I suggest first bulk-loading the 70M rows into a staging table with exactly the same columns, except no identity column. Also exactly the same clustered index, but do NOT create any nonclustered indexes on the staging table. For max speed, you could put the staging table in tempdb.

Then load the staging table into the main table in fairly large batches, say 1M or 2M rows.


#8

Would that stage be sorted by Clustered Index, or should that not matter?


#9

Forgot about doing it that way. How would you suggest grouping if you do not have an identity column?


#10

Sorry, I didn't write it clearly enough. You do not need an identity column. Create a table that is identical to the existing to do the initial load into:

SELECT TOP (0) *
INTO tempdb.dbo.snapshot_table_staging
FROM maindb.dbo.snapshot_table
CREATE CLUSTERED INDEX snapshot_table_staging__CL ON tempdb.dbo.snapshot_table_staging ( <same_key_column(s)_as_on_main_table>)

INSERT INTO tempdb.dbo.snapshot_table_staging
SELECT ...
FROM <multiple_tables>

Then copy rows in chunks from staging to the main table,in clustered key order.


#11

Thanks. What I did was create a loop copying 1M at a time then delete them from the temp table using the OUTPUT command from INSERT and the clustered index columns.


#12

Yes. For performance, the critical thing is to do it in clustered key sequence.
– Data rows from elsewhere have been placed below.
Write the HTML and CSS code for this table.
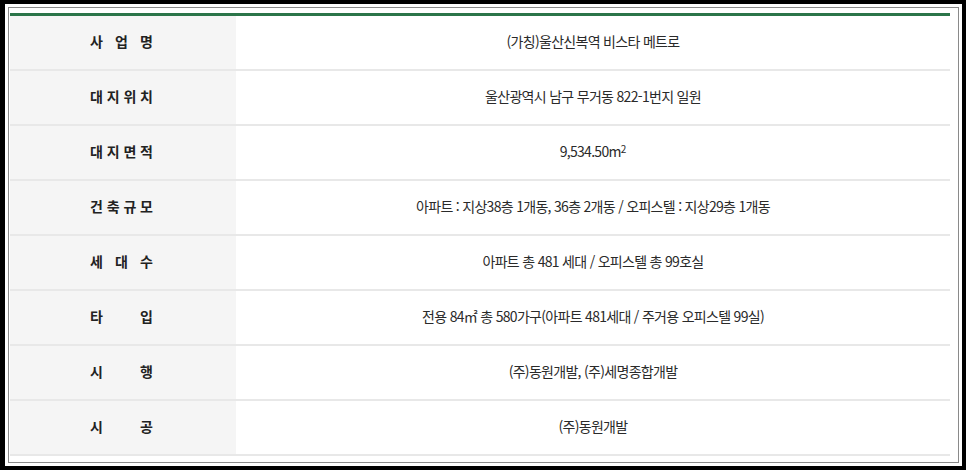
FILE: index.html
```html
<!DOCTYPE html>
<html lang="ko">
<head>
<meta charset="utf-8">
<link rel="stylesheet" href="styles.css">
</head>
<body>
<div class="frame">
  <div class="inner">
    <div class="table">
      <div class="row"><div class="th"><span class="lbl"><i>사</i><i>업</i><i>명</i></span></div><div class="td">(가칭)울산신복역 비스타 메트로</div></div>
      <div class="row"><div class="th"><span class="lbl"><i>대</i><i>지</i><i>위</i><i>치</i></span></div><div class="td">울산광역시 남구 무거동 822-1번지 일원</div></div>
      <div class="row"><div class="th"><span class="lbl"><i>대</i><i>지</i><i>면</i><i>적</i></span></div><div class="td">9,534.50m<sup>2</sup></div></div>
      <div class="row"><div class="th"><span class="lbl"><i>건</i><i>축</i><i>규</i><i>모</i></span></div><div class="td">아파트 : 지상38층 1개동, 36층 2개동 / 오피스텔 : 지상29층 1개동</div></div>
      <div class="row"><div class="th"><span class="lbl"><i>세</i><i>대</i><i>수</i></span></div><div class="td">아파트 총 481 세대 / 오피스텔 총 99호실</div></div>
      <div class="row"><div class="th"><span class="lbl"><i>타</i><i>입</i></span></div><div class="td">전용 84㎡ 총 580가구(아파트 481세대 / 주거용 오피스텔 99실)</div></div>
      <div class="row"><div class="th"><span class="lbl"><i>시</i><i>행</i></span></div><div class="td">(주)동원개발, (주)세명종합개발</div></div>
      <div class="row"><div class="th"><span class="lbl"><i>시</i><i>공</i></span></div><div class="td">(주)동원개발</div></div>
    </div>
  </div>
</div>
</body>
</html>
```
FILE: styles.css
```css
html, body {
  margin: 0;
  padding: 0;
  background: #000;
}
body {
  width: 966px;
  height: 470px;
  overflow: hidden;
  font-family: "Noto Sans CJK KR", "Noto Sans", sans-serif;
}
.frame {
  margin: 4px 0 0 5px;
  width: 957px;
  height: 462px;
  box-sizing: border-box;
  background: #fff;
  padding: 3px;
}
.inner {
  height: 100%;
  box-sizing: border-box;
  border: 1px solid #8a8a8a;
  padding: 5px 8px 0 1px;
}
.table {
  border-top: 3px solid #2b7549;
}
.row {
  display: flex;
  height: 55px;
  box-sizing: border-box;
  border-bottom: 2px solid #e8e8e8;
}
.th {
  width: 226px;
  background: #f5f5f5;
  display: flex;
  align-items: center;
  justify-content: center;
  padding-bottom: 3px;
  box-sizing: border-box;
}
.lbl {
  display: flex;
  justify-content: space-between;
  width: 63px;
  font-size: 14px;
  font-weight: 700;
  color: #222;
  padding-right: 3px;
}
.lbl i {
  font-style: normal;
}
.td {
  flex: 1;
  display: flex;
  align-items: center;
  justify-content: center;
  font-size: 14px;
  letter-spacing: -0.7px;
  color: #2a2a2a;
  background: #fff;
  padding-bottom: 3px;
}
.td sup {
  font-size: 10px;
  line-height: 0;
  position: relative;
  top: -2px;
  letter-spacing: 0;
}
```
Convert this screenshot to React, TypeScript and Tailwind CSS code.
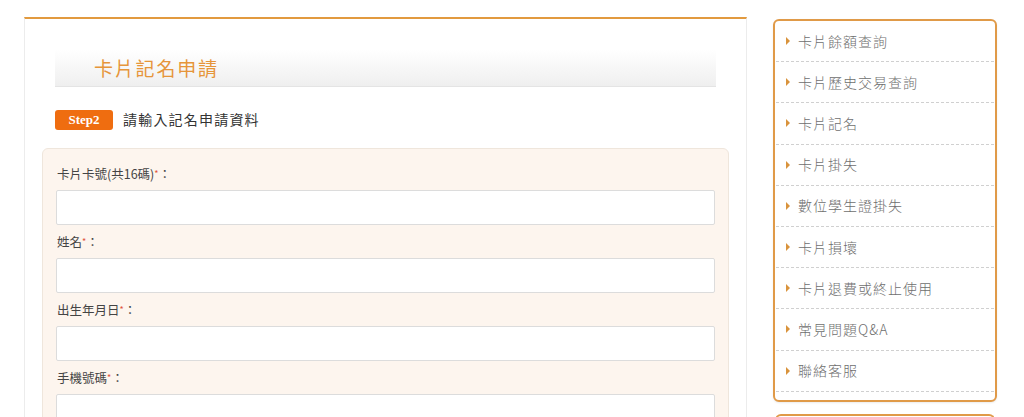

It's much easier if the clustering key is unique, but it's doable even if it's not.


#13

I'm probably being thick ... as usual!

Why is this two-step process (all to Staging, then in batches to Actual Table) more performant than "all to Actual Table"?

Would selecting from the "multiple tables" with a sliding window / paging offset achieve the same thing as "inserting in batches" (without having to populate the staging table first)?


#14

The thing I am not, yet!, understanding is why doing the following is not enough (on its own):

INSERT INTO TargetTable(Col1, Col2, ...)
SELECT Col1, Col2, ...
ORDER BY TargetClusteredIndexKey1, TargetClusteredIndexKey2

i.e. without staging table and without doing it "in batches" (although batches would be possible with sliding window offset)


#15

is you use bulk insert like @Kristen example or use insert line by line like
INSERT INTO TargetTable(Col1, Col2, ...)values(val1,val2)
and cursor ?
you must use bulk insert
let we see example of your insert query
Thanks


#16

@MohamedAliSalim, it is like @Kristen's

INSERT INTO SNAP_ASC0
(ClientMasterShortname, App, RefNum, AcctSearchKey, PortfolioCode, ContactNum,
ScrubType, ScrubSentDate, ScrubReturnDate, ScrubSource, ScrubResponse)
SELECT TOP (@TCount) ClientMasterShortname, App, RefNum, AcctSearchKey, PortfolioCode, ContactNum,
ScrubType, ScrubSentDate, ScrubReturnDate, ScrubSource, ScrubResponse
FROM #Snap_1
ORDER BY App, RefNum, PortfolioCode, AcctSearchKey, ContactNum, ScrubType, ScrubSentDate;

Which did not do well in a loop. I will try another approach and let you know.


#17

How are you handling the LOOP? For me it would be critical that there was almost-zero-effort in "finding" the rows for the next batch. So I aim for this:

FROM MySourceTable AS S
WHERE     S.MyClusteredIndexKey >= @StartPoint
      AND S.MyClusteredIndexKey <  @EndPoint 

because this is really easy for SQL to do :slightly_smiling: I definitely don't have anything in the WHERE clause that does a NOT EXISTS or anything like that (to find the start point, based on what has already copied)

When we bulk-delete stale rows I do something like

SELECT [T_ID] = IDENTITY(int, 1, 1),
       MyClusteredIndexKey
INTO #temp
WHERE ... any selection criteria I need ...
ORDER BY MyClusteredIndexKey

My #'TEMP table is then in clustered key order and I can use the IDENTITY column to "page" the #TEMP table.

I can then easily do

DELETE D
FROM #TEMP  AS T
     JOIN MyRealTable AS D
          D.MyClusteredIndexKey = T.MyClusteredIndexKey
WHERE     T_ID >= @StartPoint
      AND T_ID <  @EndPoint

and then I can "slide" the @Start and @EndPoint to the next "page". All the deletes, in each batch, are tightly-grouped in Clustered Index Order - so should be more efficient than "jumping around all over the place"!!

I'm sure you know, and are doing, all this so just mentioning it Belt & Braces


#18

Is this a full load? If yes and in case the schema of the staging table is exactly same as the destination table, maybe you can try switching the data from source to destination.